River deals. Check out our guide on how to shop from Amazon while getting the best possible native handicrafts from local Amazonian tribes. To reduce shipping costs, consider finding a river closer to you. For example, those in the Midwest should check out Mississippi Prime.

Broadway rising. Jonathan Spira sits through the acclaimed musical, Hamilton… the question is, does it live up to all of the hype? The biggest complaint among theatergoers is that they already know how the show is going to end. That’s why Hamilton is introducing alternative endings, and we’ve heard that in one of them Hamilton lives, steals a time machine, and wins the 2016 election.

Don’t text and fly. It’s time to address the question we have been asking since we first set foot on an airplane – do electronic devices really interfere with a plane’s systems?

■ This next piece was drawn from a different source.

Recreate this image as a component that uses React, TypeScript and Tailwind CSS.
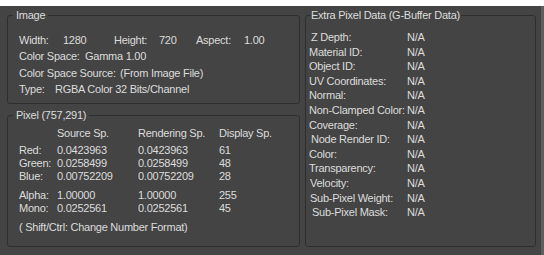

We put it to the test by using Snapchat during our last descent and it apparently altered the plane’s compass system – we landed in Memphis, Egypt instead of Memphis, Tennessee, which, as anybody knows, is the gravest of mistakes.

Private eye. Jesse Sokolow checks into the Hotel Ivy Minneapolis in Minnesota, where he witnesses the Northern Spark, an annual all-night light and art festival in the city. Little did he know that the main exhibit would be right outside the window of his room, and hundreds of Minnesotans would watch him parade in his skivvies that night.

Tears shed. Christian Stampfer last weekend covered the shooting in Munich in which nine people were tragically killed. Politicians worldwide offered condolences and Trump as usual offered to invade a random country.

CEO brawl. The merger between Alaska Airlines and Virgin America is on track with approval from Virgin shareholders. A voice at the shareholder’s meeting spoke up, “for the record, I think this is a terrible idea,” but it was just JetBlue’s CEO, Robin Hayes, who was still just a tad bitter. C. David Cush personally escorted Hayes from the room.

Pass the test. A U.S. Global Entry enrollment center will be opening in London this September. The office will be located approximately 450 feet (137 meters) over the Thames and is only accessible via a ride on the London Eye – be sure to time your jump well.